Non-transition caves were in the "middle" for me, but I think it's good they should not be affected.  As I discussed earlier thematically, the dying of man made structures only makes more thematic sense, and preserving the caves falls in line with that (even the loading/non-loading nontransition ones)

Thanks for the suggestion, but a 1% loss over a massive amount of time simply is too granular and not worth the work to implement.   First you have a repeated condition loss% update and then the amount of days it would take to actually have a change would not be worth the work to implement if it did happen.  I think you're maybe considering how to add more realism without too much alteration.

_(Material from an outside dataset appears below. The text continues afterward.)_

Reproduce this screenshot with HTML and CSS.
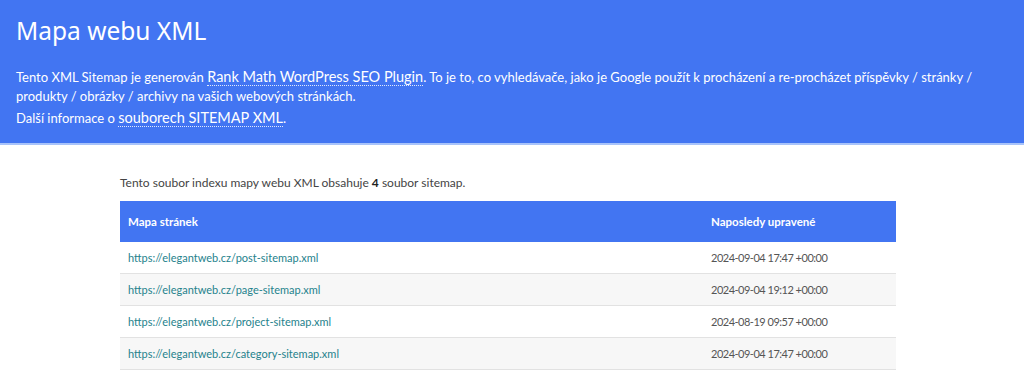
FILE: index.html
```html
<!DOCTYPE html>
<html lang="cs">
<head>
    <meta charset="UTF-8">
    <meta name="viewport" content="width=device-width, initial-scale=1.0">
    <title>Mapa webu XML</title>
    <link rel="stylesheet" href="styles.css">
</head>
<body>
    <header class="intro">
        <h1>Mapa webu XML</h1>
        <p>Tento XML Sitemap je generován <a href="#">Rank Math WordPress SEO Plugin</a>. To je to, co vyhledávače, jako je Google použít k procházení a re-procházet příspěvky / stránky / produkty / obrázky / archivy na vašich webových stránkách.</p>
        <p>Další informace o <a href="#">souborech SITEMAP XML</a>.</p>
    </header>
    <div class="content">
        <p class="summary">Tento soubor indexu mapy webu XML obsahuje <strong>4</strong> soubor sitemap.</p>
        <table class="sitemap">
            <thead>
                <tr>
                    <th class="col-loc">Mapa stránek</th>
                    <th class="col-mod">Naposledy upravené</th>
                </tr>
            </thead>
            <tbody>
                <tr>
                    <td><a href="#">https://elegantweb.cz/post-sitemap.xml</a></td>
                    <td class="date">2024-09-04 17:47 +00:00</td>
                </tr>
                <tr>
                    <td><a href="#">https://elegantweb.cz/page-sitemap.xml</a></td>
                    <td class="date">2024-09-04 19:12 +00:00</td>
                </tr>
                <tr>
                    <td><a href="#">https://elegantweb.cz/project-sitemap.xml</a></td>
                    <td class="date">2024-08-19 09:57 +00:00</td>
                </tr>
                <tr>
                    <td><a href="#">https://elegantweb.cz/category-sitemap.xml</a></td>
                    <td class="date">2024-09-04 17:47 +00:00</td>
                </tr>
            </tbody>
        </table>
    </div>
</body>
</html>
```

FILE: styles.css
```css
body {
    font-family: Lato, "Noto Sans", sans-serif;
    font-size: 13px;
    color: #444;
    margin: 0;
    padding: 0;
    background: #fff;
}
.intro {
    background-color: #4275f2;
    color: #fff;
    padding: 14px 16px 12px;
    border-bottom: 2px solid #a8c3fa;
}
.intro h1 {
    font-family: "Noto Sans", sans-serif;
    font-size: 24.5px;
    font-weight: normal;
    margin: 0 0 21px;
}
.intro p {
    margin: 0 0 3px;
    line-height: 19px;
}
.intro a {
    color: #fff;
    font-size: 14.5px;
    line-height: 18px;
    text-decoration: none;
    border-bottom: 1px dotted #dfe8fd;
}
.content {
    width: 776px;
    margin-left: 120px;
    padding-top: 30px;
}
.summary {
    font-size: 12px;
    margin: 0 0 11px;
}
.summary strong {
    color: #222;
}
.sitemap {
    width: 100%;
    border-collapse: collapse;
    font-size: 11px;
}
.sitemap th {
    background-color: #4275f2;
    color: #fff;
    text-align: left;
    font-size: 11.5px;
    font-weight: bold;
    padding: 12px 8px;
    height: 17px;
}
.sitemap .col-mod {
    width: 177px;
}
.sitemap td {
    padding: 7px 8px;
    height: 17px;
    border-bottom: 1px solid #e2e2e2;
    color: #555;
}
.sitemap .date {
    letter-spacing: -0.5px;
}
.sitemap tbody tr:nth-child(even) td {
    background-color: #f7f7f7;
}
.sitemap td a {
    color: #25828c;
    text-decoration: none;
}
```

I don't think to avoid things that are altering for only altering reasons is great.  Does it add gameplay value and fit into/enchance the IP?  That's the question. And balancing.  I do think if it was in the game, the rate at which it impacts the game shouldn't be excessively drastic.  But it would have a real role in what's happening, especially eventually - just not a primary driver.  See what I said about the possible rate, above.

Appreciate all the posting in this thread. If you would read the posts in detail before responding, it would be much appreciated.  That way we can avoid as much repeated clarifications of misperceptions as possible.  I'm not here to stand guard on an idea and if you watch throughout the thread, I've evolved my idea of it - with everyone's input.  I have not much interest in being right, but just driven by the idea and principles of a good experience of the game.  I'm open to debunking, with good reasons.

I may start streaming a playthrough soon and I might implement this.  It wouldn't be too difficult to do manually as it is.  Cheers, everyone.